United States District Court, D. New Mexico

May 6, 2019

UNITED STATES OF AMERICA, Plaintiff,
v.
$145, 000.00 IN U.S. CURRENCY, Defendant-in-rem. RICARDO ORTEGA-CHAVEZ, Claimant.

          ORDER DENYING REQUEST FOR STAY OF DISCOVERY

          Kirtan Khalsa, United States Magistrate Judge.

         THIS MATTER is before the Court on Claimant Ricardo Ortega-Chavez's Request for Stay of Discovery (“Request”), filed March 8, 2019. (Doc. 17.) The Court, having reviewed the parties' briefs, the record, and the relevant law and being otherwise fully advised, FINDS that Claimant's Request is not well taken and should be DENIED.

         In his Request, Claimant seeks a stay of discovery on the basis that “the parties do not need discovery to litigate [his] motion to suppress, ” which Claimant filed with the Request on March 8, 2019. (Id. at 2.) Claimant further argues that the Government's Special Interrogatories Nos. 2 through 22 “go beyond the permitted scope” of special interrogatories under Rule G of the Supplemental Rules for Admiralty or Maritime Claims and Asset Forfeiture Actions. (Id. at 11.) Finally, Claimant argues that requiring him to “provide personal information” in response to the special interrogatories would “amount to an additional intrusion of privacy, and an additional search and seizure without probable cause.” (Id.)

         Claimant did not timely object to the special interrogatories, nor has he shown good cause for his failure to do so. See Supp. R. G(6)(b) (claimant must serve objections to special interrogatories within 21 days of service); (Doc. 19 at 1-2, 8) (Government served special interrogatories on Claimant by mail on December 26, 2018; as of March 21, 2019, Claimant had not served responses or objections). The Court therefore finds that Claimant has waived any objections to the special interrogatories, including the objections that they are unnecessary to resolve his motion to suppress, exceed the scope of Supplemental Rule G, and amount to an intrusion of privacy or search and seizure without probable cause. In re Chevron Corp., No. CIV. 10-MC-21-JCH/LFG, 2010 WL 8786279, at *4 (D.N.M. Sept. 1, 2010), objections overruled, No. 10-MC-21-JCH/LFG, 2010 WL 8786202 (D.N.M. Sept. 13, 2010) (“A party failing to assert objections to a discovery request in a timely and adequate fashion waives the right to bring those objections, even if the objections would have been sustained had they been brought correctly.”); Pham v. Hartford Fire Ins. Co., 193 F.R.D. 659, 661 (D. Colo. 2000) (“A failure to file a timely objection to interrogatories constitutes a waiver of any objection unless good cause is shown.”); see also Peat, Marwick, Mitchell & Co. v. West, 748 F.2d 540, 542 (10th Cir. 1984) (failure to timely and adequately object to request for production “constitutes a waiver of any objection”).
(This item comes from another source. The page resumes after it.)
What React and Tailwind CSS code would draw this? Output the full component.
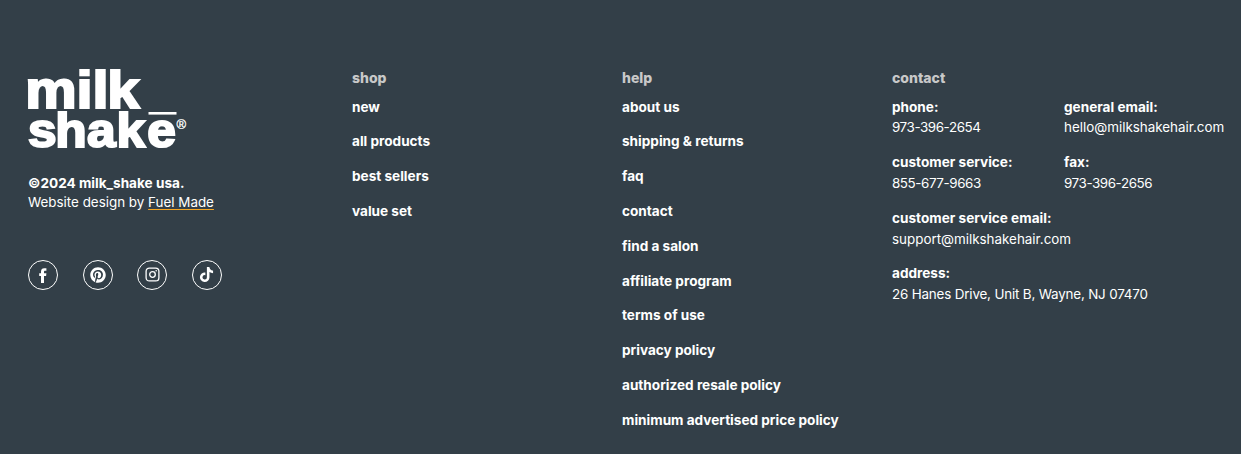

         In addition, the Court finds that the Government is entitled to explore Claimant's standing to intervene in this case at the earliest possible juncture. Supplemental Rule G provides that, except in circumstances not applicable here, “[t]he government may serve special interrogatories limited to the claimant's identity and relationship to the defendant property without the court's leave at any time after the claim is filed and before discovery is closed.” Supp. R. G(6)(a). “The purpose of allowing the government to serve special interrogatories in cases such as this is to identify and insure that a claimant has standing to challenge a forfeiture by demonstrating a valid ownership interest in the seized property and protect against nominee claimants.” United States v. $34, 900 in U.S. Currency, No. 2:11-CV-490 DAK, 2012 WL 3202955, at *1 (D. Utah July 12, 2012) (quotation marks omitted), report and recommendation adopted, No. 2:11-CV-490 DAK, 2012 WL 3202952 (D. Utah Aug. 3, 2012). Claimant's standing is a “threshold issue.” United States v. $43, 350.00 in United States Currency, No. CV 12-410 JP/KBM, 2013 WL 12334009, at *2 (D.N.M. Apr. 5, 2013). “As the party seeking to intervene in an in rem forfeiture action, a claimant bears the burden of establishing his own constitutional standing at all stages in the litigation.” United States v. $148, 840.00 in U.S. Currency, 521 F.3d 1268, 1273 (10th Cir. 2008); see Supp. R. G(8)(c)(i)(A) (“At any time before trial, the government may move to strike a claim or answer . . . because the claimant lacks standing.”). For these reasons, the Court will deny Claimant's request for a stay of discovery pending resolution of his motion to suppress.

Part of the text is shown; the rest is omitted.